Dr. Daniel Teitelbaum is a retired expert in toxicology who is among the prosecution’s witnesses. According to a bench brief filed by attorneys defending Henry A. Eschenbach, Teitelbaum  received hundreds of chest x-rays of Libby workers and workers from a W.R. Grace vermiculite mine in South Carolina in 1977.

Teitelbaum was the president of a laboratory called PoisonLab, which later became Enbionics. The company worked under contract Grace more than 30 years ago. The laboratory was to review chest x-rays from Grace’s Montana and South Carolina facilities to determine whether exposure to the vermiculite had caused any asbestos-related diseases, according to court documents. Though two radiologists conducted the review, Teitelbaum collected the results and forwarded them to Eschenbach.

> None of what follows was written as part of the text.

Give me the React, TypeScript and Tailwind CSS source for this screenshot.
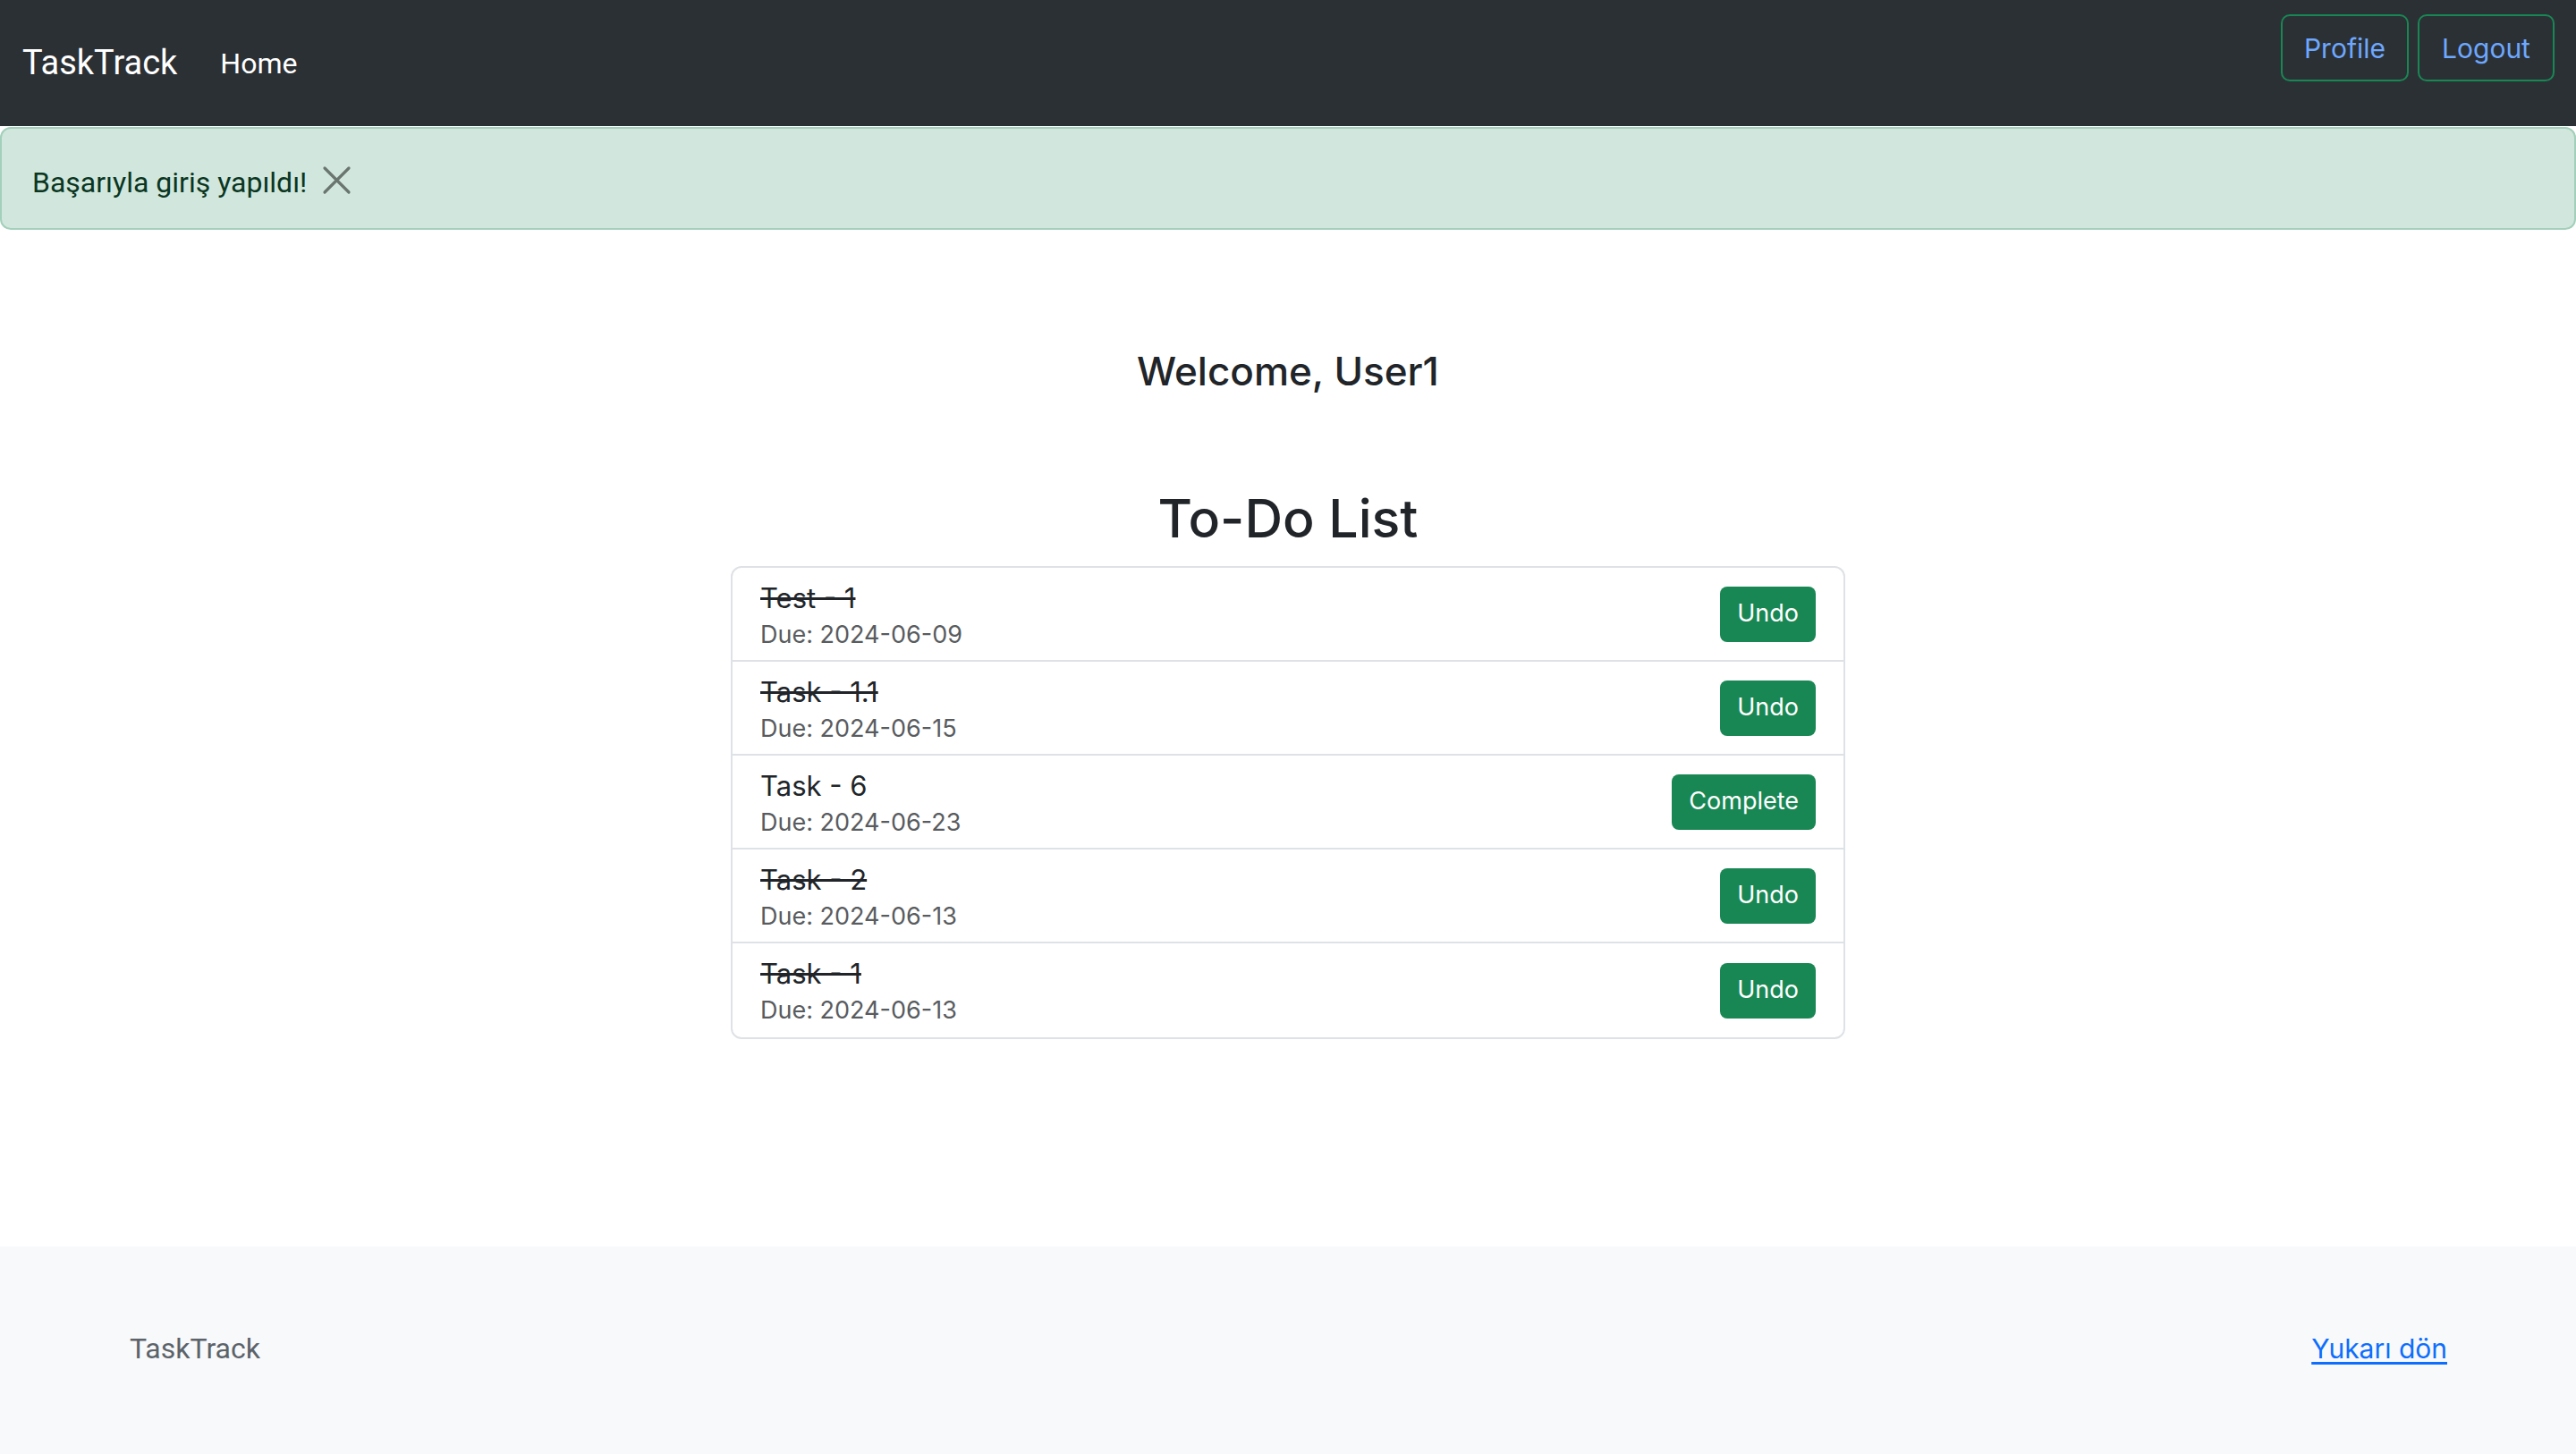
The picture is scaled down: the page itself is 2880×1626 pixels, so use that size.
import React from "react";

const tasks = [
  { title: "Test - 1", due: "2024-06-09", done: true },
  { title: "Task - 1.1", due: "2024-06-15", done: true },
  { title: "Task - 6", due: "2024-06-23", done: false },
  { title: "Task - 2", due: "2024-06-13", done: true },
  { title: "Task - 1", due: "2024-06-13", done: true },
];

const roboto = "font-['Roboto',_'Liberation_Sans',_sans-serif]";
const inter = "font-['Inter',_'Liberation_Sans',_sans-serif]";

export default function App() {
  return (
    <div className={`${inter} bg-white text-[#212529] w-full`}>
      {/* Navbar */}
      <nav className="h-[141px] bg-[#2b3035] flex items-start justify-between">
        <div className="h-full flex items-center pl-[25px] gap-[48px]">
          <span className={`${roboto} text-[38px] leading-[48px] text-white pb-[2px]`}>TaskTrack</span>
          <span className={`${roboto} text-[32px] leading-[48px] text-white`}>Home</span>
        </div>
        <div className="flex gap-[10px] pt-[16px] pr-[24px]">
          <button className="w-[143px] h-[75px] border-2 border-[#198754] rounded-[10px] text-[#6ea8fe] text-[30px] flex items-center justify-center pt-[2px]">
            Profile
          </button>
          <button className="w-[153px] h-[75px] border-2 border-[#198754] rounded-[10px] text-[#6ea8fe] text-[30px] flex items-center justify-center pt-[2px]">
            Logout
          </button>
        </div>
      </nav>

      {/* Alert */}
      <div className="mt-[1px] h-[115px] bg-[#d1e7dd] border-2 border-[#a3cfbb] rounded-[12px] flex items-start pl-[34px] pt-[36px]">
        <span className={`${roboto} text-[32px] leading-[48px] text-[#0a3622]`}>Başarıyla giriş yapıldı!</span>
        <svg className="ml-[17px] mt-[5px]" width="33" height="33" viewBox="0 0 33 33">
          <path d="M3 3 L30 30 M30 3 L3 30" stroke="#6a7570" strokeWidth="3.2" strokeLinecap="round" />
        </svg>
      </div>

      {/* Welcome */}
      <h4 className="mt-[131px] text-center text-[44px] leading-[54px] font-medium">Welcome, User1</h4>
      <h2 className="mt-[103px] text-center text-[59px] leading-[70px] font-medium">To-Do List</h2>

      {/* List */}
      <div className="mt-[18px] mx-auto w-[1246px] border-2 border-[#dee2e6] rounded-[12px] overflow-hidden">
        {tasks.map((t, i) => (
          <div
            key={i}
            className={`h-[105px] flex items-center justify-between px-[31px] ${
              i < tasks.length - 1 ? "border-b-2 border-[#dee2e6]" : ""
            }`}
          >
            <div className="self-start pt-[11px] flex flex-col">
              <span className={`text-[31px] leading-[45px] ${t.done ? "line-through" : ""}`}>{t.title}</span>
              <span className="text-[27px] leading-[38px] text-[#595c5f]">Due: {t.due}</span>
            </div>
            <button className="h-[62px] px-[19px] rounded-[8px] bg-[#198754] text-white text-[27px] flex items-center">
              {t.done ? "Undo" : "Complete"}
            </button>
          </div>
        ))}
      </div>

      {/* Footer */}
      <footer className="mt-[232px] h-[232px] bg-[#f8f9fa] flex items-start justify-between pl-[145px] pr-[144px] pt-[90px]">
        <span className={`${roboto} text-[32px] leading-[48px] text-[#5c636a]`}>TaskTrack</span>
        <a href="#" className="text-[30px] leading-[48px] text-[#0d6efd] underline underline-offset-[4px]">
          Yukarı dön
        </a>
      </footer>
    </div>
  );
}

In a New York Times article from Feb. 18, 2009, Teitelbaum said that the South Carolina mine’s vermiculite was not tainted with asbestos. “At the end of the study, I wrote a letter saying that 30 percent of the miners in Libby have asbestosis, and nobody in South Carolina has asbestosis,” he said. “They said thank you very much and did nothing with it.”

Defense lawyers for W.R. Grace and Eschenbach have tried to block testimony of Teitelbaum saying that such testimony would constitute an undisclosed expert opinion, according to Eschenbach’s bench brief regarding objections to potential testimony, filed March 11, 2009.

Defendants claim that Teitelbaum’s conclusions reached in 1977 are unreliable, and the medical report does not require expert testimony to aid the jury.

According to the government, in addition to being a factual witness, Teitelbaum is also a qualified expert in the field of toxicology. The government claims that Teitelbaum’s expert testimony in this case would assist the jury in understanding some of the terms and results embodied in the Enbionics Report, according to the government’s response to the defendants’ joint motions to exclude Teitelbaum’s testimony.